Cronin, co-discoverer of CP violation in 1964 and professor of physics at the University of Chicago, confirmed the significance of the KTeV announcement.
“It’s been thirty-five years since CP violation was discovered,” Cronin said. “This is the first time that we have finally learned something new. It doubles our knowledge of CP violation – now there are two parameters instead of only one. Until now, we could explain everything in terms of slight kaon mixtures, but not any more. It’s just sensational!”
The KTeV experiment (for Kaons at the Tevatron) is an 85-member collaboration of experimental groups from the University of Arizona, the University of California at Los Angeles, the University of California at San Diego, the University of Chicago, the University of Colorado, Elmhurst College, Fermilab, Osaka University, Rice University, Rutgers University, the University of Virginia, and the University of Wisconsin.
The new experiment began construction in 1992 and took its first data 1996. It used a beam of protons from Fermilab’s Tevatron to create two parallel beams of neutral kaons to search for CP violation. An innovative particle detector constructed of cesium iodide crystals gave experimenters unprecedented precision in making experimental observations.
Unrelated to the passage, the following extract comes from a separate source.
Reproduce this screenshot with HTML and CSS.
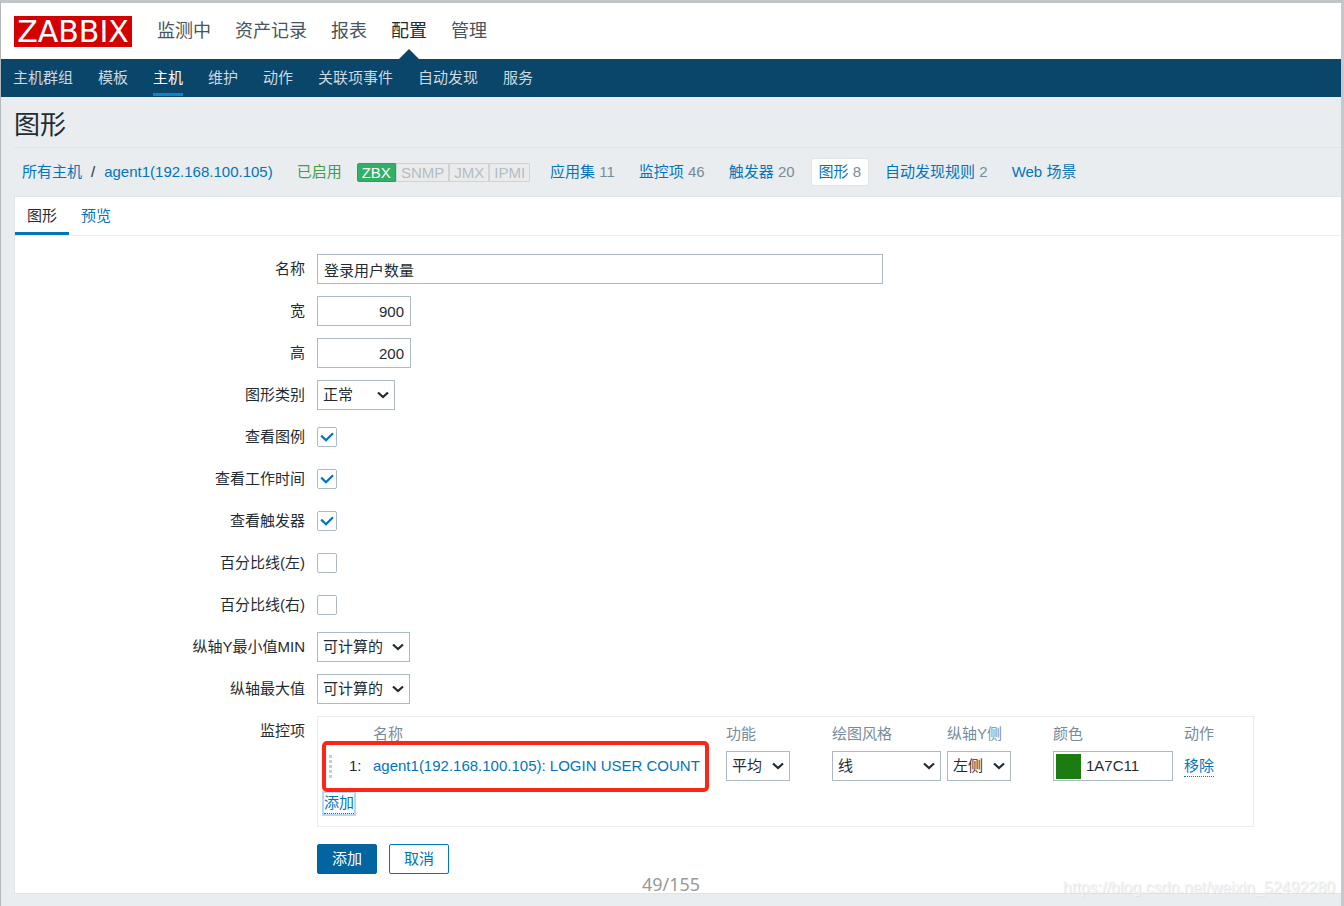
FILE: index.html
```html
<!DOCTYPE html>
<html lang="zh-CN">
<head>
<meta charset="utf-8">
<title>图形</title>
<link rel="stylesheet" href="styles.css">
</head>
<body>
<header class="top">
  <a class="logo" href="#">ZABBIX</a>
  <nav class="menu">
    <a href="#">监测中</a>
    <a href="#">资产记录</a>
    <a href="#">报表</a>
    <a href="#" class="current">配置</a>
    <a href="#">管理</a>
  </nav>
</header>
<nav class="submenu">
  <a href="#">主机群组</a>
  <a href="#">模板</a>
  <a href="#" class="current">主机</a>
  <a href="#">维护</a>
  <a href="#">动作</a>
  <a href="#">关联项事件</a>
  <a href="#">自动发现</a>
  <a href="#">服务</a>
</nav>
<main class="content">
  <h1 class="title">图形</h1>
  <div class="objects">
    <div class="crumbs"><a href="#">所有主机</a><span>/</span><a href="#">agent1(192.168.100.105)</a></div>
    <div class="status">
      <span class="enabled">已启用</span>
      <div class="badges"><span class="badge on">ZBX</span><span class="badge">SNMP</span><span class="badge">JMX</span><span class="badge">IPMI</span></div>
    </div>
    <div class="object"><a href="#">应用集</a> 11</div>
    <div class="object"><a href="#">监控项</a> 46</div>
    <div class="object"><a href="#">触发器</a> 20</div>
    <div class="object selected"><a href="#">图形</a> 8</div>
    <div class="object"><a href="#">自动发现规则</a> 2</div>
    <div class="object"><a href="#">Web 场景</a></div>
  </div>
  <section class="panel">
    <div class="tabs">
      <a href="#" class="current">图形</a>
      <a href="#">预览</a>
    </div>
    <form class="form">
      <label for="name">名称</label>
      <div class="field"><input class="text wide" id="name" type="text" value="登录用户数量"></div>
      <label for="width">宽</label>
      <div class="field"><input class="text number" id="width" type="text" value="900"></div>
      <label for="height">高</label>
      <div class="field"><input class="text number" id="height" type="text" value="200"></div>
      <label for="type">图形类别</label>
      <div class="field"><select class="select type" id="type"><option>正常</option></select></div>
      <label for="legend">查看图例</label>
      <div class="field"><input class="check" id="legend" type="checkbox" checked></div>
      <label for="worktime">查看工作时间</label>
      <div class="field"><input class="check" id="worktime" type="checkbox" checked></div>
      <label for="triggers">查看触发器</label>
      <div class="field"><input class="check" id="triggers" type="checkbox" checked></div>
      <label for="pleft">百分比线(左)</label>
      <div class="field"><input class="check" id="pleft" type="checkbox"></div>
      <label for="pright">百分比线(右)</label>
      <div class="field"><input class="check" id="pright" type="checkbox"></div>
      <label for="ymin">纵轴Y最小值MIN</label>
      <div class="field"><select class="select axis" id="ymin"><option>可计算的</option></select></div>
      <label for="ymax">纵轴最大值</label>
      <div class="field"><select class="select axis" id="ymax"><option>可计算的</option></select></div>
      <span class="group-label" id="items-label">监控项</span>
      <div class="field">
        <div class="items">
          <table aria-labelledby="items-label">
            <colgroup><col class="c-drag"><col class="c-num"><col class="c-name"><col class="c-func"><col class="c-style"><col class="c-side"><col class="c-color"><col class="c-action"></colgroup>
            <thead>
              <tr><th></th><th></th><th>名称</th><th>功能</th><th>绘图风格</th><th>纵轴Y侧</th><th>颜色</th><th>动作</th></tr>
            </thead>
            <tbody>
              <tr>
                <td><svg class="drag" width="3" height="23" viewBox="0 0 3 23" aria-hidden="true"><path d="M0 0h3v3H0zM0 5h3v3H0zM0 10h3v3H0zM0 15h3v3H0zM0 20h3v3H0z"/></svg></td>
                <td>1:</td>
                <td><a href="#">agent1(192.168.100.105): LOGIN USER COUNT</a></td>
                <td><select class="select short" aria-label="功能"><option>平均</option></select></td>
                <td><select class="select style" aria-label="绘图风格"><option>线</option></select></td>
                <td><select class="select short" aria-label="纵轴Y侧"><option>左侧</option></select></td>
                <td><div class="color"><button type="button" class="swatch" aria-label="颜色"></button><input type="text" aria-label="颜色" value="1A7C11"></div></td>
                <td><button type="button" class="link">移除</button></td>
              </tr>
            </tbody>
          </table>
          <div class="add-row"><button type="button" class="link focused">添加</button></div>
          <div class="highlight"></div>
        </div>
      </div>
      <div class="actions">
        <button type="button" class="btn primary">添加</button>
        <button type="button" class="btn">取消</button>
      </div>
    </form>
  </section>
</main>
<div class="counter">49/155</div>
<div class="watermark">https://blog.csdn.net/weixin_52492280</div>
</body>
</html>
```
FILE: styles.css
```css
* { box-sizing: border-box; }

body {
  position: relative;
  margin: 0;
  min-height: 100vh;
  border: solid #b4b8bb;
  border-width: 3px 3px 0 1px;
  border-top-color: #c0c5c8;
  border-right-color: #c3c9cd;
  background: #e9edf0;
  color: #1f2c33;
  font: 15px/20px "Liberation Sans", "Noto Sans CJK SC", sans-serif;
}

a { color: #0275b8; text-decoration: none; }
input, select, button { font: inherit; color: inherit; margin: 0; }

.top {
  display: flex;
  align-items: center;
  gap: 25px;
  height: 56px;
  padding-left: 13px;
  background: #fff;
}
.logo {
  width: 118px;
  background: #d40000;
  color: #fff;
  font: 30px/31px "DejaVu Sans", sans-serif;
  text-align: center;
}
.menu { display: flex; gap: 24px; height: 100%; font-size: 18px; line-height: 56px; }
.menu a { position: relative; color: #48545b; }
.menu .current { color: #1f2c33; }
.menu .current::after {
  content: "";
  position: absolute;
  left: 50%;
  bottom: 0;
  margin-left: -10px;
  border: 10px solid transparent;
  border-top: 0;
  border-bottom-color: #0a466a;
}

.submenu { display: flex; gap: 25px; height: 38px; padding: 0 12px; background: #0a466a; }
.submenu a { height: 37px; color: #cdd9e1; line-height: 38px; }
.submenu .current { border-bottom: 3px solid #1182cc; color: #fff; }

.content { padding-left: 13px; }
.title {
  margin: 0;
  height: 51px;
  border-bottom: 1px solid #dfe4e7;
  font-size: 26px;
  font-weight: 400;
  line-height: 56px;
}
.objects { display: flex; align-items: center; gap: 8px; height: 48px; white-space: nowrap; }
.crumbs { display: flex; gap: 9px; padding: 0 8px; }
.status { display: flex; align-items: center; gap: 15px; padding: 0 4px 0 8px; }
.enabled { color: #429e47; }
.badges { display: flex; }
.badge {
  padding: 0 4px;
  border: 1px solid #ccd5d9;
  background: #ebebeb;
  color: #b0bec5;
  line-height: 17px;
}
.badge.on { border-color: #2f9f5e; border-radius: 2px 0 0 2px; background: #34af67; color: #fff; }
.badge:last-child { border-radius: 0 2px 2px 0; }
.object { padding: 2px 7px; border: 1px solid transparent; color: #768d99; line-height: 22px; }
.selected { border-color: #dfe4e7; border-radius: 2px; background: #fff; }

.panel { border: 1px solid #dfe4e7; border-right: 0; background: #fff; }
.tabs { display: flex; height: 39px; border-bottom: 1px solid #ebeef0; }
.tabs a { height: 38px; padding: 0 12px; line-height: 37px; }
.tabs .current { border-bottom: 3px solid #0275b8; color: #1f2c33; }

.form {
  display: grid;
  grid-template-columns: 290px 1fr;
  gap: 12px;
  padding: 18px 0 19px;
}
.form > label, .group-label { line-height: 30px; text-align: right; }
.field { display: flex; align-items: center; min-height: 30px; }
.text, .select { height: 30px; border: 1px solid #acbbc2; border-radius: 0; background: #fff; }
.text { padding: 0 6px; }
.wide { width: 566px; }
.number { width: 94px; text-align: right; }
.select {
  display: block;
  appearance: none;
  padding: 0 5px;
  background: #fff url("data:image/svg+xml,%3Csvg xmlns='http://www.w3.org/2000/svg' width='12' height='8'%3E%3Cpath d='M1 1.5l5 4.5 5-4.5' fill='none' stroke='%231f2c33' stroke-width='2.2'/%3E%3C/svg%3E") no-repeat right 5px center;
}
.type { width: 78px; }
.axis { width: 93px; }
.short { width: 64px; }
.style { width: 109px; }
.check {
  appearance: none;
  width: 20px;
  height: 20px;
  border: 1px solid #acbbc2;
  border-radius: 2px;
  background: #fff;
}
.check:checked {
  background: #fff url("data:image/svg+xml,%3Csvg xmlns='http://www.w3.org/2000/svg' width='14' height='10'%3E%3Cpath d='M1.2 3.6L6 8.2 13 1.2' fill='none' stroke='%230275b8' stroke-width='2.2'/%3E%3C/svg%3E") no-repeat center;
}

.items { position: relative; padding: 5px; border: 1px solid #e9edf0; }
.items table { width: 925px; border-collapse: collapse; table-layout: fixed; }
.c-drag { width: 20px; }
.c-num { width: 24px; }
.c-name { width: 353px; }
.c-func, .c-side { width: 106px; }
.c-style { width: 115px; }
.c-color { width: 131px; }
.c-action { width: 70px; }
.items th, .items td { padding: 0 0 0 6px; text-align: left; white-space: nowrap; }
.items th { height: 24px; color: #768d99; font-weight: 400; }
.items td { height: 40px; }
.drag { display: block; fill: #c3cdd3; }
.color {
  display: flex;
  align-items: center;
  gap: 5px;
  width: 120px;
  height: 30px;
  padding: 0 2px;
  border: 1px solid #acbbc2;
}
.swatch { flex: none; width: 25px; height: 25px; padding: 0; border: 0; background: #1a7c11; }
.color input { flex: 1; min-width: 0; padding: 0; border: 0; background: none; }
.link {
  padding: 0;
  border: 0;
  border-bottom: 1px dotted #0275b8;
  background: none;
  color: #0275b8;
  line-height: 20px;
}
.add-row { display: flex; align-items: center; height: 35px; padding-left: 1px; }
.focused { outline: 2px solid #b5d8f3; }
.highlight {
  position: absolute;
  top: 24px;
  left: 4px;
  width: 387px;
  height: 51px;
  border: 4px solid #fc2517;
  border-radius: 5px;
  pointer-events: none;
}

.actions { grid-column: 2; display: flex; gap: 12px; padding-top: 5px; }
.btn {
  width: 60px;
  height: 30px;
  padding: 0;
  border: 1px solid #0275b8;
  border-radius: 2px;
  background: #fff;
  color: #0275b8;
}
.primary { border-color: #02659f; background: #02659f; color: #fff; }

.counter {
  position: absolute;
  bottom: 10px;
  left: 0;
  right: 0;
  color: #999;
  font: 18px/24px "Noto Sans", sans-serif;
  text-align: center;
}
.watermark {
  position: absolute;
  right: 6px;
  bottom: 8px;
  color: #f3f4f5;
  font-size: 16px;
  text-shadow: 1px 1px 1px #dcdfe1;
}
```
Other technological innovations allowed the collaborators to rule out background events and collect data at very high rates.
KTeV cospokesman Bob Hsiung, a Fermilab physicist, said the startling KTeV result “means that experiments in the near future should be able to observe sizable CP-violating effects first in the mixing of B mesons and then in their decays, as well as in rare kaon decays.”
Fermilab is operated by Universities Research Association, Inc., under contract with the U.S. Department of Energy.